Будучи жутко мнительным, Птиц любые страшные болезни непременно примерял на себя, словно француз под Москвой армяк заколотого мужика-партизана, тревожно сравнивая симптомы с собственными ощущениями. На первом месте по внушаемому ужасу у него стоял рак – с тех пор, как Птицу довелось пару раз посетить вместе с мамой ее двоюродную сестру, проходившую очередное облучение в тогда еще свежевыстроенном онкологическом центре на Каширке. Птиц тогда на всю жизнь насмотрелся на полупрозрачных, как ему казалось, людей, без единого волоска на голове, помеченных кто где особыми крестиками для точности облучения. После этого ни одно кино не могло напугать его сильнее. Он замирал от страха, представляя, как обнаруживает у себя в теле какое-нибудь уплотнение-опухоль, не понимая, как это она может быть, скажем, «доброкачественной», и тут же последующие картины начинали тесниться у него в голове: хмурый врач, обреченно кивающий головой, рвота от «химии», клоки волос на расческе и непременное «сколько мне осталось?» Птиц жадно ловил любое упоминание об очередном чудо-лекарстве, способном, как утверждалось, излечить от смертельной напасти и тайно записывал непонятные названия на клочках бумаги, которые неизбежно терял.

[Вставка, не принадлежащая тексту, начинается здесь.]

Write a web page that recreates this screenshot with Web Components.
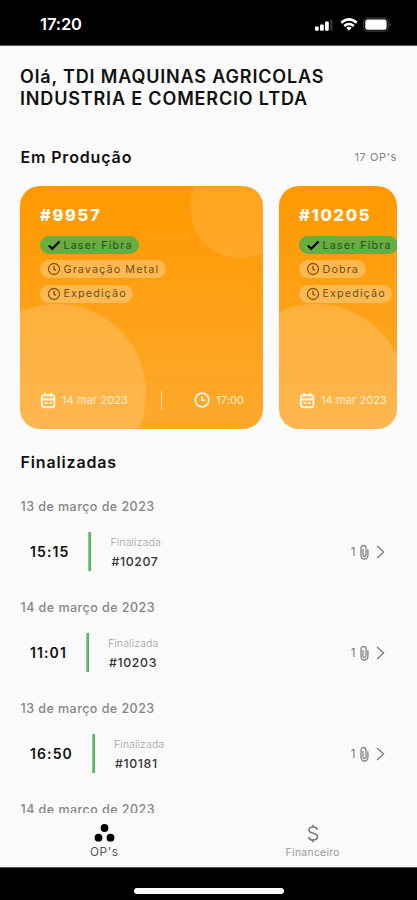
<!DOCTYPE html>
<html lang="pt-BR">
<head>
<meta charset="utf-8">
<title>Ordens de produção</title>
<style>
html,body{margin:0;height:100%;background:#fafafa}
body{font-family:Inter,"Liberation Sans",sans-serif;color:#111;overflow:hidden}
</style>
</head>
<body>
<op-app></op-app>
<script>
const define = (name, css, html) => customElements.define(name, class extends HTMLElement {
  constructor() {
    super();
    const t = document.createElement('template');
    t.innerHTML = `<style>*{box-sizing:border-box}svg{display:block;flex:none}${css}</style>` +
      (typeof html === 'function' ? html(k => this.getAttribute(k) || '') : html);
    this.attachShadow({ mode: 'open' }).append(t.content.cloneNode(true));
  }
});

define('status-bar', `
:host{display:flex;height:46px;background:#000;color:#fff;padding:2px 26px 0 40px;align-items:center;justify-content:space-between;border-bottom:1px solid #555}
b{font-size:16.5px;font-weight:600;letter-spacing:-.1px}`, `
<b>17:20</b>
<svg width="78" height="18" viewBox="0 0 78 18">
 <g fill="#fff"><rect x="2" y="11.500" width="3.8" height="4.300" rx="1"/><rect x="7" y="9.500" width="3.8" height="6.300" rx="1"/><rect x="12" y="6.500" width="3.8" height="9.300" rx="1"/></g>
 <rect x="17.200" y="4.500" width="2.200" height="11.300" rx="1" fill="#3a3a3a"/>
 <g fill="none" stroke="#fff" stroke-width="2.500"><path d="M28.300 7.800Q36 1 43.700 7.800"/><path d="M31.200 11Q36 7 40.800 11"/></g>
 <path d="M33.300 12.800Q36 10.800 38.700 12.800L36 15.800Z" fill="#fff"/>
 <rect x="50.700" y="3.200" width="24.500" height="13" rx="4" fill="none" stroke="#3c3c3c" stroke-width="1.200"/>
 <rect x="52.300" y="4.600" width="21.300" height="10.200" rx="2.300" fill="#fff"/><path d="M76.500 7.500v4q1.300-.5 1.300-2t-1.300-2" fill="#555"/>
</svg>`);

define('section-head', `
:host{display:flex;justify-content:space-between;align-items:center;height:20px}
h2{margin:0 0 0 .5px;font-size:16px;line-height:20px;font-weight:600;letter-spacing:.85px}
span{font-size:11px;color:#85858a;letter-spacing:.6px}`, a => `<h2><slot></slot></h2>${a('count') && `<span>${a('count')}</span>`}`);

const clock = `<circle cx="8" cy="8" r="6.300"/><path d="M8 4.300V8.300L10.500 9.500"/>`;
define('step-chip', `
:host{display:flex;align-items:center;width:max-content;height:18px;border-radius:9px;background:rgba(255,255,255,.27);padding:0 6.500px 0 7px;gap:3px;font-size:10.800px;letter-spacing:1.100px;color:rgba(45,25,0,.72);white-space:nowrap}
:host([state=done]){background:#67ad40;color:#24501a}`, a => (a('state') === 'done'
 ? `<svg width="14" height="14" viewBox="0 0 16 16" fill="none" stroke="#000" stroke-width="2.500"><path d="M2 8.500L6 12.300L14.300 4"/></svg>`
 : `<svg width="14" height="14" viewBox="0 0 16 16" fill="none" stroke="#86500b" stroke-width="1.500">${clock}</svg>`) + `<slot></slot>`);

define('op-card', `
:host{display:block;flex:none;width:var(--w,243px);height:243px;border-radius:20px;overflow:hidden;background:
 radial-gradient(circle at 37px 207px,rgba(255,255,255,.16) 88.500px,transparent 89.500px),
 radial-gradient(circle at 221px 21px,rgba(255,255,255,.11) 50.500px,transparent 51.500px),
 linear-gradient(#ff9900,#fda92d)}
.in{width:243px;height:243px;padding:19px 19px 18px 19px;display:flex;flex-direction:column;color:#fff}
h3{margin:0 0 10px 1px;font-size:16.500px;line-height:21px;font-weight:800;letter-spacing:1.650px}
.steps{display:flex;flex-direction:column;gap:6.300px;padding-left:.5px}
.foot{margin-top:auto;display:flex;align-items:center;height:22px;padding-left:1px;font-size:11px;letter-spacing:.1px;color:#ffedd0}
.foot span{margin-left:6px}.foot i{width:1.500px;height:19px;background:#ffe0b0;margin:0 32px 0 auto}`, a => `
<div class="in"><h3>${a('op')}</h3><div class="steps"><slot></slot></div>
<div class="foot">
<svg width="16" height="17" viewBox="0 0 16 17" fill="none" stroke="#fff6e6" stroke-width="1.900"><rect x="1.800" y="3.200" width="12.600" height="12" rx="2.400"/><path d="M2 7.300H14.200" stroke-width="2.300"/><path d="M5 .8V4.500M11.200 .8V4.500" stroke-width="1.900"/><path d="M4.500 11.200h3M9 11.200h2.800" stroke-width="1.700"/></svg>
<span>${a('date')}</span>${a('time') && `<i></i>
<svg width="16" height="16" viewBox="0 0 16 16" fill="none" stroke="#fff6e6" stroke-width="1.800"><circle cx="8" cy="8" r="6.800"/><path d="M8 4.500V8.300H11"/></svg>
<span>${a('time')}</span>`}</div></div>`);

define('op-row', `
:host{display:block;margin-bottom:28px}
.d{font-size:12.500px;line-height:16px;font-weight:500;color:#858589;letter-spacing:.46px;padding-left:.5px}
.r{display:flex;align-items:center;height:40px;margin-top:17px;padding:0 12px 0 10px}
.t{font-size:14px;font-weight:600;letter-spacing:1.100px}
i{width:3px;height:39px;background:linear-gradient(90deg,#8fd196,#42ad4c);margin:0 19px 0 19px}
.c{display:flex;flex-direction:column;line-height:19px;font-size:12.300px;font-weight:500;letter-spacing:.65px;color:#333}
.c span{margin-left:1px}
.c small{font-size:10.700px;font-weight:300;color:#a4a4a4;letter-spacing:.05px}
.e{margin-left:auto;display:flex;align-items:center;font-size:11.500px;color:#777}`, a => `
<div class="d">${a('date')}</div>${a('op') && `<div class="r"><span class="t">${a('time')}</span><i></i>
<div class="c"><small>Finalizada</small><span>${a('op')}</span></div>
<div class="e">1<svg style="margin:0 6px 0 3.500px" width="11" height="18" viewBox="0 0 11 18" fill="none" stroke="#8b8b8b" stroke-width="1.400"><path d="M2 5V12.500a3.400 3.400 0 0 0 6.900 0V6.300M2 5a2.500 2.500 0 0 1 5 0V12a1.500 1.500 0 0 1-3 0V6"/></svg>
<svg width="9" height="14" viewBox="0 0 9 14" fill="none" stroke="#808080" stroke-width="1.400"><path d="M1 1L7.600 7L1 13"/></svg></div></div>`}`);

define('tab-item', `
:host{flex:1;display:flex;flex-direction:column;align-items:center;font-size:11.800px;line-height:17px;letter-spacing:.5px;color:#555}
:host([idle]){color:#999;font-size:10.300px;letter-spacing:.35px}
.i{height:22px;display:flex;align-items:center}`, `<div class="i"><slot name="icon"></slot></div><slot></slot>`);

define('home-bar', `
:host{display:flex;height:33px;background:#000;justify-content:center;padding-top:20px;border-top:1px solid #555}
i{width:150px;height:6px;border-radius:3px;background:#fff}`, `<i></i>`);

define('op-app', `
:host{display:flex;flex-direction:column;height:900px;width:417px;background:#fafafa}
main{flex:1;min-height:0;overflow:hidden;padding:20px 20px 0}
h1{margin:0 0 38px;font-size:18px;line-height:21.500px;font-weight:600;letter-spacing:.84px;white-space:nowrap}
.cards{display:flex;gap:16px;margin:19px 0 22.500px;overflow:hidden}
.list{margin-top:27px}
nav{display:flex;height:54px;padding-top:9px;background:#fafafa}`, `
<status-bar></status-bar>
<main>
<h1>Olá, TDI MAQUINAS AGRICOLAS<br>INDUSTRIA E COMERCIO LTDA</h1>
<section-head count="17 OP's">Em Produção</section-head>
<div class="cards">
<op-card op="#9957" date="14 mar 2023" time="17:00"><step-chip state="done">Laser Fibra</step-chip><step-chip>Gravação Metal</step-chip><step-chip>Expedição</step-chip></op-card>
<op-card style="--w:118px" op="#10205" date="14 mar 2023"><step-chip state="done">Laser Fibra</step-chip><step-chip>Dobra</step-chip><step-chip>Expedição</step-chip></op-card>
</div>
<section-head>Finalizadas</section-head>
<div class="list">
<op-row date="13 de março de 2023" time="15:15" op="#10207"></op-row>
<op-row date="14 de março de 2023" time="11:01" op="#10203"></op-row>
<op-row date="13 de março de 2023" time="16:50" op="#10181"></op-row>
<op-row date="14 de março de 2023"></op-row>
</div>
</main>
<nav>
<tab-item><svg slot="icon" width="22" height="20" viewBox="0 0 22 20"><circle cx="11.500" cy="5" r="3.900"/><circle cx="5.500" cy="14.700" r="3.900"/><circle cx="17.500" cy="14.700" r="3.900"/></svg>OP's</tab-item>
<tab-item idle><svg slot="icon" width="12" height="19" viewBox="0 0 12 19" fill="none" stroke="#777" stroke-width="1.600"><path d="M6 .8V3M6 16V18.200M10.300 5.700C9.800 3.800 8.200 3 6 3C3.600 3 2 4.200 2 6C2 10.300 10.500 8.300 10.500 12.800C10.500 14.700 8.600 16 6 16C3.500 16 1.900 15 1.500 13"/></svg>Financeiro</tab-item>
</nav>
<home-bar></home-bar>`);
</script>
</body>
</html>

Как-то, уже в призывном возрасте, когда Птиц уже должен был идти отдавать священный долг родине, ему действительно стало нездоровиться. Он и так был не слишком упитан, а тут совсем исхудал и вдобавок стал мерзко покашливать. Будучи начеку, Птиц выявил некоторые другие симптомы и пришел к выводу, что занедужил туберкулезом. Врач, к которому он обратился, полностью подтвердил его диагноз.
Птиц пребывал в шоке неделю, вместо казарм отправившись в больничную палату. Димыч, которому он позвонил, не без ехидства поздравил его с грамотно поставленным диагнозом, сказал, что если бы Птица угораздило пойти учиться в медицинский, он нашел бы у себя еще и не то, и на прощание «успокоил», сказав, что «так удачно еще никому не удавалось откосить от службы». Птиц, конечно, был раздосадован на Димыча, однако понимал, что тот прав.

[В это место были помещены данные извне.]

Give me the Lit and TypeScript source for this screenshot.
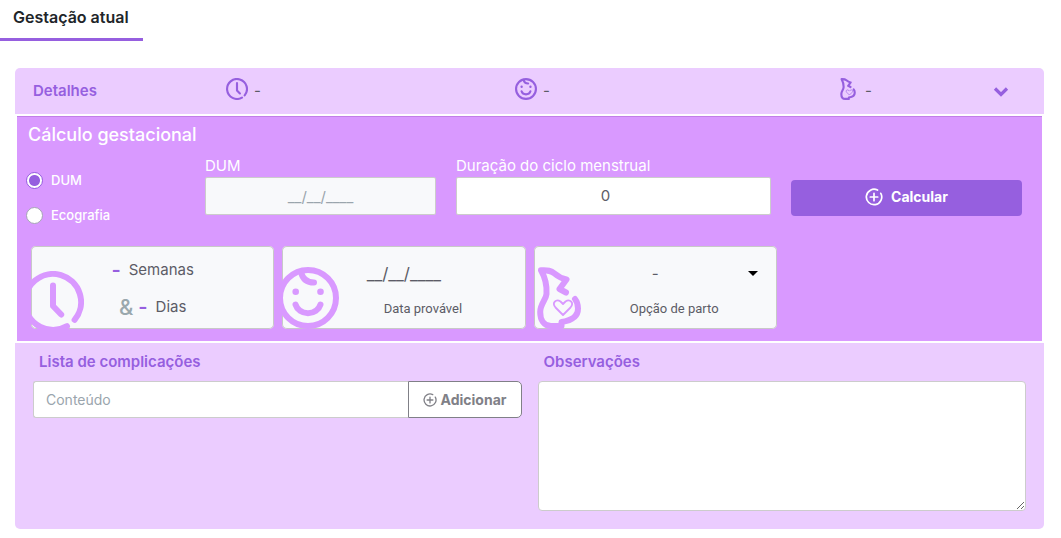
import { LitElement, html, css } from "lit";
import { customElement, state } from "lit/decorators.js";

const clockIcon = (cls: string) => html`<svg class=${cls} viewBox="0 0 62 62" aria-hidden="true">
  <g fill="none" stroke="currentColor" stroke-width="6" stroke-linecap="round" stroke-linejoin="round">
    <path d="M45 55.2A28 28 0 1 1 52.6 48.8" />
    <path d="M31 14.500V35L39.200 43.500" />
  </g>
</svg>`;

const babyIcon = (cls: string) => html`<svg class=${cls} viewBox="0 0 62 62" aria-hidden="true">
  <g fill="none" stroke="currentColor" stroke-width="6" stroke-linecap="round">
    <circle cx="31" cy="31" r="28" />
    <path d="M18.500 37.500a13 12 0 0 0 25 0" />
    <path d="M24 5C25.500 11.500 30 15.600 37 15.600" />
  </g>
  <circle cx="18.700" cy="24.700" r="3.300" fill="currentColor" />
  <circle cx="43.500" cy="24.700" r="3.300" fill="currentColor" />
</svg>`;

const bellyIcon = (cls: string) => html`<svg class=${cls} viewBox="0 0 44 62" aria-hidden="true">
  <g fill="none" stroke="currentColor" stroke-width="6" stroke-linecap="round" stroke-linejoin="round">
    <path d="M29 25.500L22.500 22L29.500 12.500C24 11.500 21 9.500 17.500 6.500C14 3.500 11 3 4 3.300C9 12 10 19 9.500 27C9 33 3.200 37 3.200 45C3.200 53 7 59 14 59H24.500V55C35 53.500 41 49 41 41.500C41 37.500 40 34.500 38 32" />
  </g>
  <path d="M26 48L18.500 40.500C14.500 36 19 31.500 23.500 34.500L26 37L28.500 34.500C33 31.500 37.500 36 33.500 40.500Z" fill="none" stroke="currentColor" stroke-width="1.800" stroke-linejoin="round" />
</svg>`;

const plusIcon = (cls: string) => html`<svg class=${cls} viewBox="0 0 18 18" aria-hidden="true">
  <path d="M15.800 5.300A7.700 7.700 0 1 1 12.500 2.100M9 5.300V12.700M5.300 9H12.700" fill="none" stroke="currentColor" stroke-width="1.700" stroke-linecap="round" />
</svg>`;

@customElement("app-root")
export class AppRoot extends LitElement {
  @state() private method = "dum";

  static styles = css`
    :host {
      display: block;
      font-family: Inter, "Liberation Sans", sans-serif;
      font-size: 15px;
      line-height: 20px;
      color: #5c5c66;
      background: #fff;
    }
    * { box-sizing: border-box; }
    input, select, button, textarea { font: inherit; color: inherit; margin: 0; }
    .tabs { display: flex; }
    .tab {
      padding: 7px 14px 11px 13px;
      border: 0;
      border-bottom: 3px solid #965fdf;
      background: none;
      color: #212529;
      font-size: 16px;
      font-weight: 600;
    }
    .panel { margin: 27px 17px 0 15px; }
    .summary {
      display: grid;
      grid-template-columns: 193fr 289fr 322fr 156fr 33fr;
      align-items: center;
      height: 46px;
      padding: 0 18px;
      background: #ebccff;
      border-radius: 5px 5px 0 0;
    }
    .heading { margin: 0; font-size: 15px; font-weight: 600; color: #965fdf; }
    .stat { display: flex; align-items: center; gap: 6px; }
    .stat-icon { width: 22px; height: 22px; color: #965fdf; margin-bottom: 4px; }
    .toggle { display: flex; padding: 0; border: 0; background: none; color: #965fdf; }
    .chevron { width: 16px; height: 11px; }
    .calc {
      margin: 2px;
      padding: 8px 13px 12px 9px;
      background: #d999ff;
      border-top: 1px solid #c17fe8;
      color: #fff;
    }
    .title { margin: 0 2px; font-size: 18px; font-weight: 500; }
    .form {
      display: grid;
      grid-template-columns: 159fr 231fr 315fr 231fr;
      gap: 20px;
      margin: 11px 7px 0 0;
    }
    .methods { display: flex; flex-direction: column; gap: 15px; padding-top: 14px; }
    .method { display: flex; align-items: center; gap: 8px; font-size: 13px; font-weight: 500; }
    .radio {
      appearance: none;
      width: 17px;
      height: 17px;
      border: 1px solid #a5a5b5;
      border-radius: 50%;
      background: #fff;
    }
    .radio:checked { border-color: #965fdf; background: radial-gradient(circle, #965fdf 5px, #fff 6px); }
    .field { display: flex; flex-direction: column; gap: 1px; min-width: 0; }
    .input {
      width: 100%;
      height: 38px;
      padding: 0 12px;
      border: 1px solid #ccc;
      border-radius: 2px;
      background: #fff;
      color: #5c5c66;
      outline: 0;
    }
    .centered { text-align: center; }
    .cycle { padding: 0 28px 2px 12px; }
    .input:disabled { background: #f8f9fb; }
    .input::placeholder { color: #9aa5ad; opacity: 1; }
    .submit {
      display: flex;
      align-items: center;
      justify-content: center;
      gap: 8px;
      height: 36px;
      margin-top: 24px;
      padding: 0 6px 2px;
      border: 0;
      border-radius: 4px;
      background: #965fdf;
      font-size: 14px;
      font-weight: 700;
    }
    .submit-icon { width: 18px; height: 18px; }
    .cards { display: grid; grid-template-columns: repeat(4, 1fr); gap: 8px; margin: 21px 1px 0 5px; }
    .card {
      position: relative;
      display: flex;
      flex-direction: column;
      align-items: center;
      height: 83px;
      padding-top: 14px;
      border-radius: 5px;
      background: #f8f9fb;
      box-shadow: inset 0 0 0 1px #c8c8c8;
      overflow: hidden;
      color: #5c5c66;
    }
    .art { position: absolute; color: #d999ff; }
    .art-clock { width: 62px; left: -9px; top: 25px; }
    .art-baby { width: 62px; left: -5px; top: 21px; }
    .art-belly { width: 44px; left: 3px; top: 21px; }
    .line { display: flex; align-items: center; gap: 8px; height: 20px; }
    .line-days { margin-top: 17px; gap: 5px; }
    .unit { padding-left: 3px; }
    .value { font-size: 20px; font-weight: 600; color: #965fdf; }
    .amp { font-size: 22px; font-weight: 500; color: #9aa8ad; }
    .plain {
      position: relative;
      width: 100%;
      height: 28px;
      padding: 0;
      border: 0;
      background: none;
      text-align: center;
      text-align-last: center;
      appearance: none;
      outline: 0;
    }
    .date { font-size: 17px; }
    .date::placeholder { color: #5c5c66; opacity: 1; }
    .caption {
      padding-left: 38px;
      margin-top: 11px;
      font-family: Roboto, sans-serif;
      font-size: 13px;
    }
    .arrow { position: absolute; right: 19px; top: 25px; width: 10px; height: 5px; fill: #000; }
    .notes {
      display: grid;
      grid-template-columns: 1fr 1fr;
      gap: 16px;
      padding: 9px 18px 18px;
      background: #ebccff;
      border-radius: 0 0 5px 5px;
    }
    .note-label { display: block; margin: 0 6px 9px; font-weight: 600; color: #965fdf; }
    .group { display: flex; }
    .content { flex: 1; min-width: 0; height: 37px; border-right: 0; font-size: 14px; border-radius: 3px 0 0 3px; }
    .add {
      display: flex;
      align-items: center;
      justify-content: center;
      gap: 4px;
      padding: 0 14px;
      height: 37px;
      border: 1px solid #808087;
      border-radius: 0 5px 5px 0;
      background: #fff;
      color: #808087;
      font-size: 14px;
      font-weight: 700;
    }
    .add-icon { width: 14px; height: 14px; }
    .area {
      display: block;
      width: 100%;
      height: 130px;
      padding: 8px 12px;
      border: 1px solid #ccc;
      border-radius: 4px;
      background: #fff;
      outline: 0;
    }
  `;

  private renderMethod(id: string, label: string) {
    return html`<label class="method">
      <input class="radio" type="radio" name="method" .checked=${this.method === id} @change=${() => (this.method = id)} />
      ${label}
    </label>`;
  }

  render() {
    return html`
      <nav class="tabs"><button class="tab">Gestação atual</button></nav>
      <main class="panel">
        <header class="summary">
          <h2 class="heading">Detalhes</h2>
          <div class="stat">${clockIcon("stat-icon")}<span>-</span></div>
          <div class="stat">${babyIcon("stat-icon")}<span>-</span></div>
          <div class="stat">${bellyIcon("stat-icon")}<span>-</span></div>
          <button class="toggle" aria-label="Detalhes">
            <svg class="chevron" viewBox="0 0 16 11"><path d="M2 2.500L8 8.500L14 2.500" fill="none" stroke="currentColor" stroke-width="3.200" /></svg>
          </button>
        </header>
        <section class="calc">
          <h3 class="title">Cálculo gestacional</h3>
          <div class="form">
            <div class="methods">${this.renderMethod("dum", "DUM")}${this.renderMethod("eco", "Ecografia")}</div>
            <div class="field">
              <label for="dum">DUM</label>
              <input id="dum" class="input centered" placeholder="__/__/____" disabled />
            </div>
            <div class="field">
              <label for="cycle">Duração do ciclo menstrual</label>
              <input id="cycle" class="input centered cycle" value="0" inputmode="numeric" />
            </div>
            <button class="submit">${plusIcon("submit-icon")}Calcular</button>
          </div>
          <div class="cards">
            <div class="card">
              ${clockIcon("art art-clock")}
              <div class="line"><span class="value">-</span><span>Semanas</span></div>
              <div class="line line-days"><span class="amp">&amp;</span><span class="value">-</span><span class="unit">Dias</span></div>
            </div>
            <div class="card">
              ${babyIcon("art art-baby")}
              <input id="due" class="plain date" placeholder="__/__/____" />
              <label class="caption" for="due">Data provável</label>
            </div>
            <div class="card">
              ${bellyIcon("art art-belly")}
              <select id="delivery" class="plain"><option>-</option></select>
              <svg class="arrow" viewBox="0 0 10 5" aria-hidden="true"><path d="M0 0H10L5 5Z" /></svg>
              <label class="caption" for="delivery">Opção de parto</label>
            </div>
          </div>
        </section>
        <section class="notes">
          <div>
            <label class="note-label" for="item">Lista de complicações</label>
            <div class="group">
              <input id="item" class="input content" placeholder="Conteúdo" />
              <button class="add">${plusIcon("add-icon")}Adicionar</button>
            </div>
          </div>
          <div>
            <label class="note-label" for="obs">Observações</label>
            <textarea id="obs" class="area"></textarea>
          </div>
        </section>
      </main>
    `;
  }
}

Птиц начал помногу есть, до некоторых пор нисколько не прибавляя в весе, привык пить непереносимое поначалу козье молоко и научился различать на собственных рентгеновских снимках предательские пятна туберкулом, с содроганием гадая, не увеличились ли их размеры. В санаториях он общался с себе подобными, в кругу которых кто в шутку, а кто и всерьез причислял себя к особой касте избранных, отмеченных таковым элитным недугом, в списках почетных членов которой непременно стояли известные люди во главе с Антоном Павловичем Чеховым, а также персонажи некоторых классических литературных произведений.
Птиц стал спокойнее относиться к вероятности заболеть чем-либо и даже его страх перед раком несколько притупился, когда судьба нанесла ему еще один удар с неожиданной стороны: у мамы был обнаружен рак правой молочной железы.
Когда он пришел к ней в уже знакомый и прозванный им «бухенвальдом» корпус онкологического центра, то на всю жизнь запомнил, как мама, увидев его, неловко и стыдливо закрыла руками свое отнятое естество под опавшим халатиком. Он прижимал к себе ее маленькое вздрагивающее тело и никак не мог понять теперешнего своего отношения к раку, этому проклятому чудовищу, отнимавшего у него родного человека. Он по-прежнему боялся его, но вместе с тем что-то еще поднималось из недр его души, заставляя сжимать кулаки.